▸ EXERCISE AIM:
Set down the records once more, please, exactly and with the pictures left out.

[Excerpt from a dataset]
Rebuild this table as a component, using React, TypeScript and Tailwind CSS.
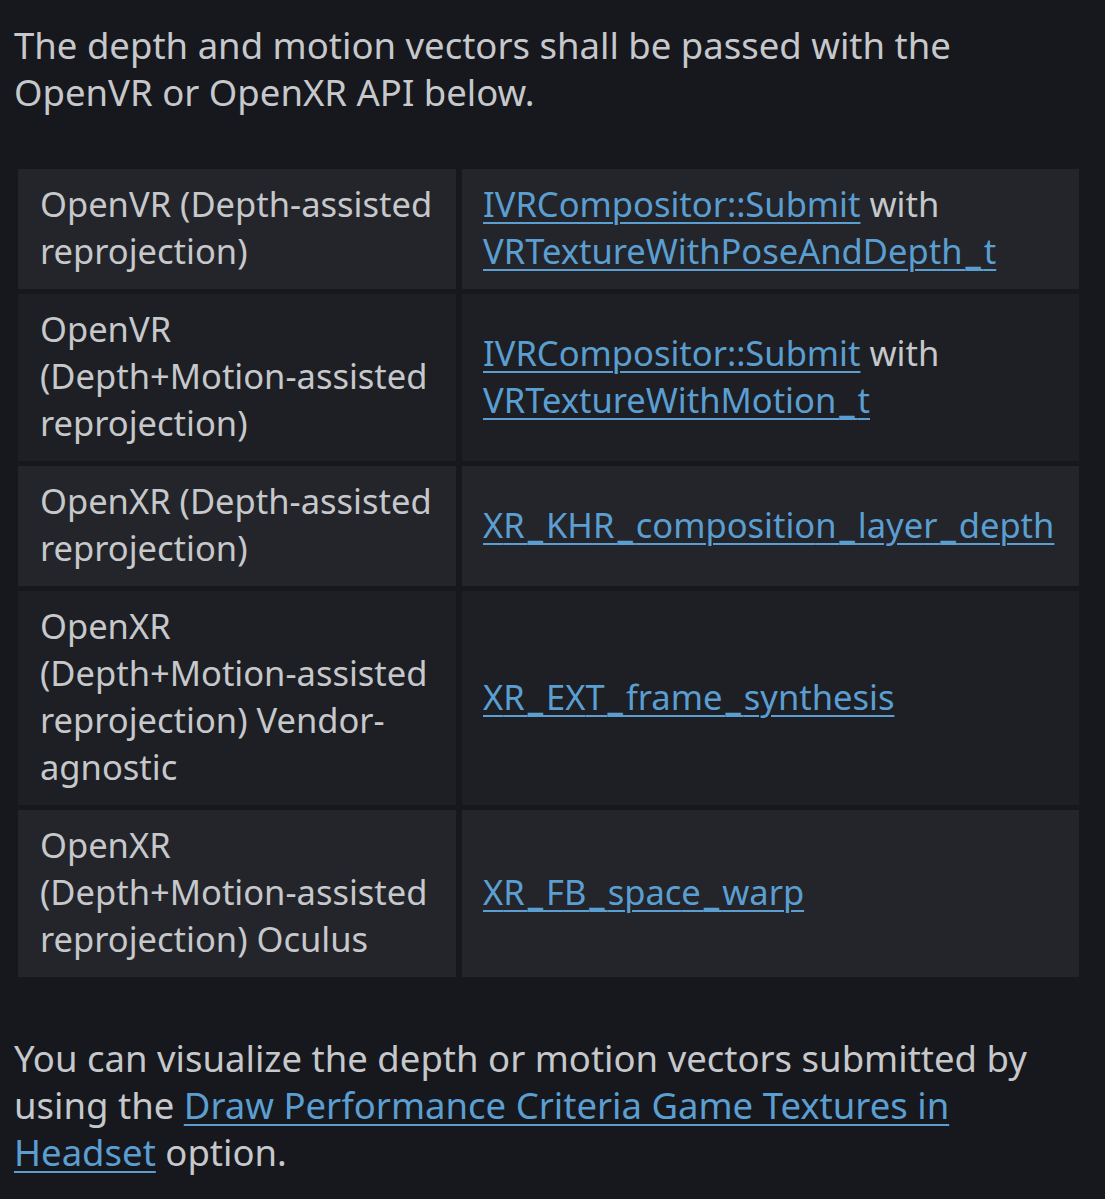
import React from "react";

const L = ({ children }: { children: React.ReactNode }) => (
  <a href="#" className="text-[#5b9fd2] underline decoration-[2px] underline-offset-[5px]">
    {children}
  </a>
);

const U = ({ t }: { t: string }) => {
  const parts = t.split("_");
  return (
    <>
      {parts.map((p, i) => {
        const last = i === parts.length - 1;
        if (last) return <React.Fragment key={i}>{p}</React.Fragment>;
        return (
          <React.Fragment key={i}>
            {p.slice(0, -1)}
            <span className="tracking-[3px]">{p.slice(-1)}_</span>
          </React.Fragment>
        );
      })}
    </>
  );
};

type Row = { left: React.ReactNode; right: React.ReactNode; light: boolean };

const rows: Row[] = [
  {
    left: <>OpenVR (Depth-assisted reprojection)</>,
    right: (
      <>
        <L>IVRCompositor::Submit</L> with{" "}
        <L>
          <U t="VRTextureWithPoseAndDepth_t" />
        </L>
      </>
    ),
    light: true,
  },
  {
    left: (
      <>
        OpenVR
        <br />
        (Depth+Motion-assisted reprojection)
      </>
    ),
    right: (
      <>
        <L>IVRCompositor::Submit</L> with
        <br />
        <L>
          <U t="VRTextureWithMotion_t" />
        </L>
      </>
    ),
    light: false,
  },
  {
    left: <>OpenXR (Depth-assisted reprojection)</>,
    right: (
      <L>
        <U t="XR_KHR_composition_layer_depth" />
      </L>
    ),
    light: true,
  },
  {
    left: (
      <>
        OpenXR
        <br />
        (Depth+Motion-assisted reprojection) Vendor-agnostic
      </>
    ),
    right: (
      <L>
        <U t="XR_EXT_frame_synthesis" />
      </L>
    ),
    light: false,
  },
  {
    left: (
      <>
        OpenXR
        <br />
        (Depth+Motion-assisted reprojection) Oculus
      </>
    ),
    right: (
      <L>
        <U t="XR_FB_space_warp" />
      </L>
    ),
    light: true,
  },
];

export default function App() {
  return (
    <div
      className="w-[1105px] h-[1199px] overflow-hidden bg-[#16181d] text-[#c6c8cb] leading-[47px]"
      style={{ fontFamily: '"Noto Sans", "Open Sans", sans-serif' }}
    >
      <p className="pl-[14px] pr-[20px] pt-[22px] text-[36.5px]">
        The depth and motion vectors shall be passed with the OpenVR or OpenXR API below.
      </p>
      <div className="mt-[53px] ml-[18px] w-[1061px] grid grid-cols-[438px_617px] gap-x-[6px] gap-y-[5px] text-[34.5px]">
        {rows.map((r, i) => (
          <React.Fragment key={i}>
            <div
              className={`${r.light ? "bg-[#23252a]" : "bg-[#1d1f24]"} pl-[22px] pr-[6px] pt-[11px] pb-[15px] flex items-center`}
            >
              <div>{r.left}</div>
            </div>
            <div
              className={`${r.light ? "bg-[#23252a]" : "bg-[#1d1f24]"} pl-[21px] pr-[6px] pt-[11px] pb-[15px] flex items-center`}
            >
              <div>{r.right}</div>
            </div>
          </React.Fragment>
        ))}
      </div>
      <p className="pl-[14px] pr-[50px] mt-[58px] text-[36.5px]">
        You can visualize the depth or motion vectors submitted by using the{" "}
        <L>Draw Performance Criteria Game Textures in Headset</L> option.
      </p>
    </div>
  );
}
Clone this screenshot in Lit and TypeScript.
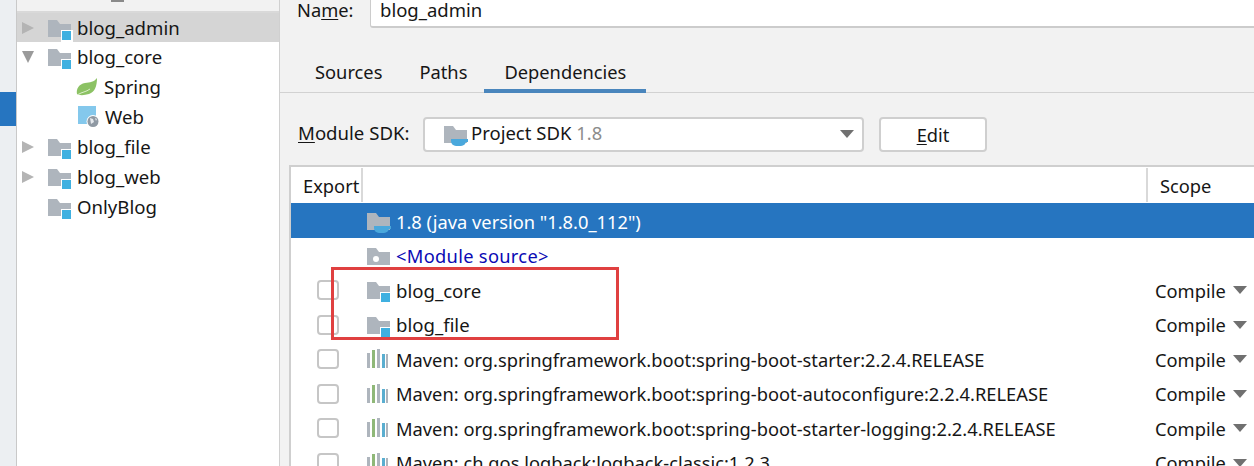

▸ TASK ANSWER:
Rebuild this table as a component, using React, TypeScript and Tailwind CSS.
import React from "react";

const L = ({ children }: { children: React.ReactNode }) => (
  <a href="#" className="text-[#5b9fd2] underline decoration-[2px] underline-offset-[5px]">
    {children}
  </a>
);

const U = ({ t }: { t: string }) => {
  const parts = t.split("_");
  return (
    <>
      {parts.map((p, i) => {
        const last = i === parts.length - 1;
        if (last) return <React.Fragment key={i}>{p}</React.Fragment>;
        return (
          <React.Fragment key={i}>
            {p.slice(0, -1)}
            <span className="tracking-[3px]">{p.slice(-1)}_</span>
          </React.Fragment>
        );
      })}
    </>
  );
};

type Row = { left: React.ReactNode; right: React.ReactNode; light: boolean };

const rows: Row[] = [
  {
    left: <>OpenVR (Depth-assisted reprojection)</>,
    right: (
      <>
        <L>IVRCompositor::Submit</L> with{" "}
        <L>
          <U t="VRTextureWithPoseAndDepth_t" />
        </L>
      </>
    ),
    light: true,
  },
  {
    left: (
      <>
        OpenVR
        <br />
        (Depth+Motion-assisted reprojection)
      </>
    ),
    right: (
      <>
        <L>IVRCompositor::Submit</L> with
        <br />
        <L>
          <U t="VRTextureWithMotion_t" />
        </L>
      </>
    ),
    light: false,
  },
  {
    left: <>OpenXR (Depth-assisted reprojection)</>,
    right: (
      <L>
        <U t="XR_KHR_composition_layer_depth" />
      </L>
    ),
    light: true,
  },
  {
    left: (
      <>
        OpenXR
        <br />
        (Depth+Motion-assisted reprojection) Vendor-agnostic
      </>
    ),
    right: (
      <L>
        <U t="XR_EXT_frame_synthesis" />
      </L>
    ),
    light: false,
  },
  {
    left: (
      <>
        OpenXR
        <br />
        (Depth+Motion-assisted reprojection) Oculus
      </>
    ),
    right: (
      <L>
        <U t="XR_FB_space_warp" />
      </L>
    ),
    light: true,
  },
];

export default function App() {
  return (
    <div
      className="w-[1105px] h-[1199px] overflow-hidden bg-[#16181d] text-[#c6c8cb] leading-[47px]"
      style={{ fontFamily: '"Noto Sans", "Open Sans", sans-serif' }}
    >
      <p className="pl-[14px] pr-[20px] pt-[22px] text-[36.5px]">
        The depth and motion vectors shall be passed with the OpenVR or OpenXR API below.
      </p>
      <div className="mt-[53px] ml-[18px] w-[1061px] grid grid-cols-[438px_617px] gap-x-[6px] gap-y-[5px] text-[34.5px]">
        {rows.map((r, i) => (
          <React.Fragment key={i}>
            <div
              className={`${r.light ? "bg-[#23252a]" : "bg-[#1d1f24]"} pl-[22px] pr-[6px] pt-[11px] pb-[15px] flex items-center`}
            >
              <div>{r.left}</div>
            </div>
            <div
              className={`${r.light ? "bg-[#23252a]" : "bg-[#1d1f24]"} pl-[21px] pr-[6px] pt-[11px] pb-[15px] flex items-center`}
            >
              <div>{r.right}</div>
            </div>
          </React.Fragment>
        ))}
      </div>
      <p className="pl-[14px] pr-[50px] mt-[58px] text-[36.5px]">
        You can visualize the depth or motion vectors submitted by using the{" "}
        <L>Draw Performance Criteria Game Textures in Headset</L> option.
      </p>
    </div>
  );
}
Clone this screenshot in Lit and TypeScript.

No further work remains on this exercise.